Nonetheless, The Monk had a major impact on Gothic literature, as did Udolpho. Prior to Radcliffe and Lewis, Otranto had been the model that all Gothic novels were based upon, but now writers had two new ones to copy.

And did they ever. From 1791-95, there were forty-seven Gothic novels published -- a huge amount given the size of the British publishing industry at the time -- but from 1796-1800 that number more than doubled.

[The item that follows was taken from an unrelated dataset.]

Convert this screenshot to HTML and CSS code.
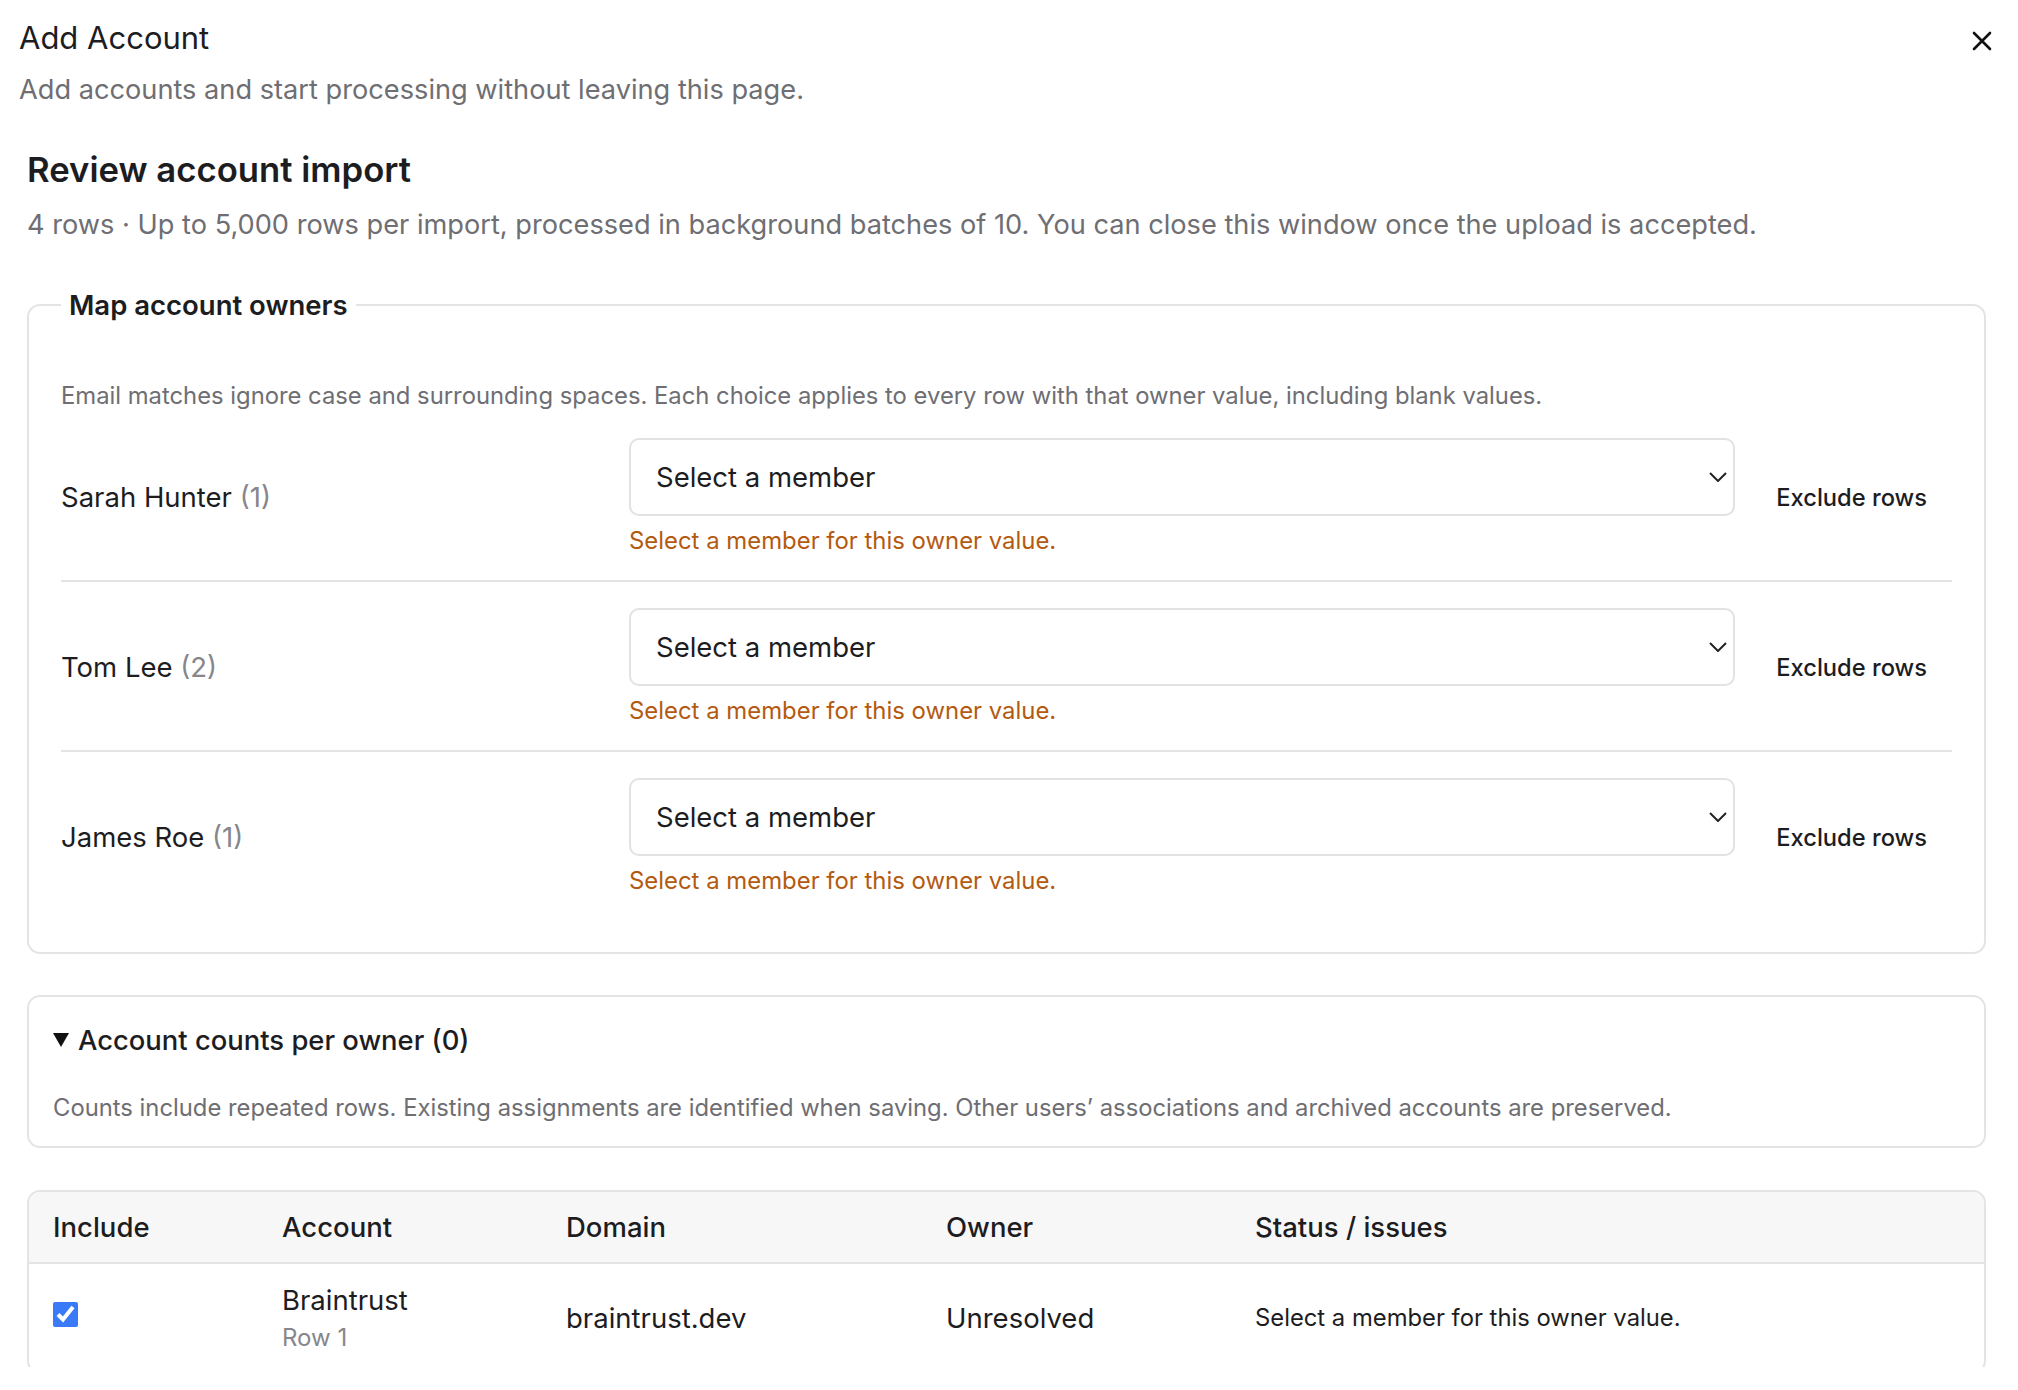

Scholars have traditionally divided the later Gothics into the Masculine (Lewisian) and Feminine (Radcliffian) schools, though modern scholarship tends to discount this. Besides the obvious gender stereotyping, there's the additional problem that many "Masculine" Gothics were written by women or have female protagonists, and vice-versa. Indeed, The Italian, Radcliffe's followup to Udolpho, features a sequence with the Inquisition that's clearly inspired by The Monk. Still, while there may not have been a clean schism, there's no doubt that after Udolopho and The Monk the spectrum of the Gothic broadened, with works on the outer edges being purely Radcliffian or Lewisian, and those in between mixing and matching to various degrees. This is the pattern that would continue into the first decade of the 19th Century, after which the genre would genuinely begin fragmenting.